[WHAT NEEDS TO BE DONE]
Among the lines below, count those with "this". Give the total alone.

[EXERCISE DATA]
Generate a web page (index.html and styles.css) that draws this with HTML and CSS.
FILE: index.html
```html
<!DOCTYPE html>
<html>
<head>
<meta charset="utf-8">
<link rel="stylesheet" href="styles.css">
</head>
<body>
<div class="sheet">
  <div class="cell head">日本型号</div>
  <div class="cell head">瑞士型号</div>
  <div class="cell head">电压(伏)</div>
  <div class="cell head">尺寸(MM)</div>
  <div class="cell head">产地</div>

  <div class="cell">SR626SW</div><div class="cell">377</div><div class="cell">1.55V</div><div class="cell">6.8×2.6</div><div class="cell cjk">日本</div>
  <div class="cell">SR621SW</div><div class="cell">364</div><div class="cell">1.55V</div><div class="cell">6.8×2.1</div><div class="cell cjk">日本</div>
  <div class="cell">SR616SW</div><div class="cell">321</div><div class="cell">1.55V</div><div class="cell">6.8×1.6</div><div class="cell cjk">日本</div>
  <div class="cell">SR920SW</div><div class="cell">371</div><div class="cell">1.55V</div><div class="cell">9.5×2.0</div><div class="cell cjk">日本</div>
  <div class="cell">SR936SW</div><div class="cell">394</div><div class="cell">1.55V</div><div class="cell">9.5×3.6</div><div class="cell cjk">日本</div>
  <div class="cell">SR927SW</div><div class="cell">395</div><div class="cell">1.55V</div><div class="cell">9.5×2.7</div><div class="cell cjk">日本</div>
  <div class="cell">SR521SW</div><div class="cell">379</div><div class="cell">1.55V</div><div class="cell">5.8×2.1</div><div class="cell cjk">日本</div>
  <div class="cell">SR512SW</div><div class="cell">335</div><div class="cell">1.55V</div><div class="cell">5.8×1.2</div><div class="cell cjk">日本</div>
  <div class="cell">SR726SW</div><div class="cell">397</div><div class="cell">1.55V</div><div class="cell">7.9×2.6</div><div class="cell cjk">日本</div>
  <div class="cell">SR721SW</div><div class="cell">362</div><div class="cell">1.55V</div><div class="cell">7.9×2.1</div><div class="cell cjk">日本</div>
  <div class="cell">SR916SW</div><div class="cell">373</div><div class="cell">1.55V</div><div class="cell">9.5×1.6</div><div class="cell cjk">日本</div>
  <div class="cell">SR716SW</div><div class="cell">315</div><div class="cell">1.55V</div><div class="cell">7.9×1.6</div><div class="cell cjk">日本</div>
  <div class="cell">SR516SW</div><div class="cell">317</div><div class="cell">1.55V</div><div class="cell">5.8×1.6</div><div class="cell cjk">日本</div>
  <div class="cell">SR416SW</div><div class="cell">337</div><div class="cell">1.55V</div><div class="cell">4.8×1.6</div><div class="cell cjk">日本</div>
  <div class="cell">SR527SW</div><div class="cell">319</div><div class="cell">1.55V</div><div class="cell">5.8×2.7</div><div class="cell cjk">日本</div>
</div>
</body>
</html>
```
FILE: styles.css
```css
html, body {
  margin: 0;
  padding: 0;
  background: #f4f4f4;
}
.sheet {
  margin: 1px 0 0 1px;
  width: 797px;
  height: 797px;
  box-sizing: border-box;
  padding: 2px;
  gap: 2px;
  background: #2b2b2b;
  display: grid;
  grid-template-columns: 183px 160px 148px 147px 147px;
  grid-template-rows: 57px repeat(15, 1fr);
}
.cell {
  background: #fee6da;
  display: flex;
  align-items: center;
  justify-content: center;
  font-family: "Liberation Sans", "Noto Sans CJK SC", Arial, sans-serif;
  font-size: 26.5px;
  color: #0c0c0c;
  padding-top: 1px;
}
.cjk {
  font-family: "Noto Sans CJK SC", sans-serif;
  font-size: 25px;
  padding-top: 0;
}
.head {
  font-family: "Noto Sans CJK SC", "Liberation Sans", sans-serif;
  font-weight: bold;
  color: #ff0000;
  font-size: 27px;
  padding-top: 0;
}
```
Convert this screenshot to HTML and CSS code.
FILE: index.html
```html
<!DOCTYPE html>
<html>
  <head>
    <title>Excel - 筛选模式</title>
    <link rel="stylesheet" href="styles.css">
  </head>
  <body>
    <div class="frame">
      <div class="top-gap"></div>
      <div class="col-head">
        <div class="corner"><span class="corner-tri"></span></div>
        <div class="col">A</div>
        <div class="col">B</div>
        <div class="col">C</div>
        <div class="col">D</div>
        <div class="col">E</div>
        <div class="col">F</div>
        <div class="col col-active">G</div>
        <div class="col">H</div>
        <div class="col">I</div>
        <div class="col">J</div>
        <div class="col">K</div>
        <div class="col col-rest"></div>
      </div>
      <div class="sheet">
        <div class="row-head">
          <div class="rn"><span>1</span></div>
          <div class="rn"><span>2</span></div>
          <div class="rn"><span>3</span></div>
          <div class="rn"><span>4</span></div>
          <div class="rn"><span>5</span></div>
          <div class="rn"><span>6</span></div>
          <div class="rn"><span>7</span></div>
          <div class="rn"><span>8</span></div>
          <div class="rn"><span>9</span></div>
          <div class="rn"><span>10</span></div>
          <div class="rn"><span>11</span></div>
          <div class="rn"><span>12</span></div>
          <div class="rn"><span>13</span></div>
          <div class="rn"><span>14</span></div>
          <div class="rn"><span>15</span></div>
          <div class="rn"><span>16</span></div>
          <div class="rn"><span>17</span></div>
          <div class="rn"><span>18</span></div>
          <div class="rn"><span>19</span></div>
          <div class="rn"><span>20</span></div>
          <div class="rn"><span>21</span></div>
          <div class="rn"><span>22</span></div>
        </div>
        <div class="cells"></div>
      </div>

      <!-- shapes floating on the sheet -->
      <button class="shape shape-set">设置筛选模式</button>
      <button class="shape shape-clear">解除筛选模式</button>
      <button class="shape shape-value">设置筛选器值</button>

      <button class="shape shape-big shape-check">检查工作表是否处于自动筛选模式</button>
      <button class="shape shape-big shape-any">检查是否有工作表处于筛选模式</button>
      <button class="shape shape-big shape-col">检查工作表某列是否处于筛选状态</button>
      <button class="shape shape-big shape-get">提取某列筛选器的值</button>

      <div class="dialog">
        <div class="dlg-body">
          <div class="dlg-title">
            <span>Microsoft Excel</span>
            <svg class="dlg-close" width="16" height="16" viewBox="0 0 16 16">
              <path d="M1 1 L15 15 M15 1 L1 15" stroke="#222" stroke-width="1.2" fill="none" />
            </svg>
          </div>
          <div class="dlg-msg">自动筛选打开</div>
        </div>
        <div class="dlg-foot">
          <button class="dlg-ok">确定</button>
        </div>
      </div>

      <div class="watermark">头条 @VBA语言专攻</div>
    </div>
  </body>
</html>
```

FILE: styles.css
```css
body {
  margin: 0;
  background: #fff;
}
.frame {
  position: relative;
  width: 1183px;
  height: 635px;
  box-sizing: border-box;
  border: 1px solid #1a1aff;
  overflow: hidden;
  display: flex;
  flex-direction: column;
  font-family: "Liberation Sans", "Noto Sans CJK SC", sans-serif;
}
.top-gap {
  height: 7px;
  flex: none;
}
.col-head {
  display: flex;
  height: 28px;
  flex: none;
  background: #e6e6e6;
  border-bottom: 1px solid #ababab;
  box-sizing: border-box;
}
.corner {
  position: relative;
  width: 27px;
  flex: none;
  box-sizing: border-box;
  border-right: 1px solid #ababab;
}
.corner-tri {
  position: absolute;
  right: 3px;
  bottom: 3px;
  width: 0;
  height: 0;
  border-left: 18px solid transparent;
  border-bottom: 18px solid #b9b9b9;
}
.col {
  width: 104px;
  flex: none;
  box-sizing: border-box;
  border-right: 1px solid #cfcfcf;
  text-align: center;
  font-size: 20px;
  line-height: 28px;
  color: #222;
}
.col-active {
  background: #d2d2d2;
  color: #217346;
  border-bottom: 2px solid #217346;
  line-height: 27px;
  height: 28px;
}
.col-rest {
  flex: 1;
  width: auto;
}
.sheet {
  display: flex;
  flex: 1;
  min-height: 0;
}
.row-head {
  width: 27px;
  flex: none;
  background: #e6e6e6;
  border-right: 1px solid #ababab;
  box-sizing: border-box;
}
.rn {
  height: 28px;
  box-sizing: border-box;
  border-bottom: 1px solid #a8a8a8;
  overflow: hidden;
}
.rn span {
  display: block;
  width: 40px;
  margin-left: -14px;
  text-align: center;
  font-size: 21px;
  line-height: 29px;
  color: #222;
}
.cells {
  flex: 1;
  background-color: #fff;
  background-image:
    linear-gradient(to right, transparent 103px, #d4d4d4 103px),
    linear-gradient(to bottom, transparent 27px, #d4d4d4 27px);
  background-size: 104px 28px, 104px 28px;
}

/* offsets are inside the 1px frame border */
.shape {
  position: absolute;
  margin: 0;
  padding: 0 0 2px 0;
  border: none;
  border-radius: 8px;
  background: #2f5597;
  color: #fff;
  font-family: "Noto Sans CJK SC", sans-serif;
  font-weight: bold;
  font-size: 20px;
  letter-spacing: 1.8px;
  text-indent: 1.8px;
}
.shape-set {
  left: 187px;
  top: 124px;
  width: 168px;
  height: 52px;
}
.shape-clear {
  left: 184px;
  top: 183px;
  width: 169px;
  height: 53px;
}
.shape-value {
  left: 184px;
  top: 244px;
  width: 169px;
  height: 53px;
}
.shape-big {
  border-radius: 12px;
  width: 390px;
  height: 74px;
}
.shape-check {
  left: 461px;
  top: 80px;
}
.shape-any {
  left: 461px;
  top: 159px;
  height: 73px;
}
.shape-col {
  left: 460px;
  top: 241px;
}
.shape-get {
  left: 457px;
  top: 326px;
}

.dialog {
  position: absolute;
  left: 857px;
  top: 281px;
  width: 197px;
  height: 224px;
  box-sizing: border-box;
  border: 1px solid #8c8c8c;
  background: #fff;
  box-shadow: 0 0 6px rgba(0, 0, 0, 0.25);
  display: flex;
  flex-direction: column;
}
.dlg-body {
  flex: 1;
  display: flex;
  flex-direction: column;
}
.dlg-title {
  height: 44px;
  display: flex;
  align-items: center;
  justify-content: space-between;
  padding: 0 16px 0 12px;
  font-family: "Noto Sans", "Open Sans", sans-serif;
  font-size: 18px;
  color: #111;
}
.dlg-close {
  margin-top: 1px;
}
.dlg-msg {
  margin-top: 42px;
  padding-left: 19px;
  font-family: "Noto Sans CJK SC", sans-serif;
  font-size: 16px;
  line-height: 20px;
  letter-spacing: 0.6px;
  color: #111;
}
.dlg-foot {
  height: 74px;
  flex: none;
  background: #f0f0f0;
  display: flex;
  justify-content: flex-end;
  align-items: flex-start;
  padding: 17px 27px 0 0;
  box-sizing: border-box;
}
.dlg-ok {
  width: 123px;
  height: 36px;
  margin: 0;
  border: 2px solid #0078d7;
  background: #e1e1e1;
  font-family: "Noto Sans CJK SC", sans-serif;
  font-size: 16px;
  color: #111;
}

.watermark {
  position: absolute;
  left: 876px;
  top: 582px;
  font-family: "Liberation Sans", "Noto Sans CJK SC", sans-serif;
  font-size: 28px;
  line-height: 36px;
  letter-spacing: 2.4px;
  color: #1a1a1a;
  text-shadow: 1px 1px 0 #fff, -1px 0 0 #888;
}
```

[WRITTEN RESPONSE]
2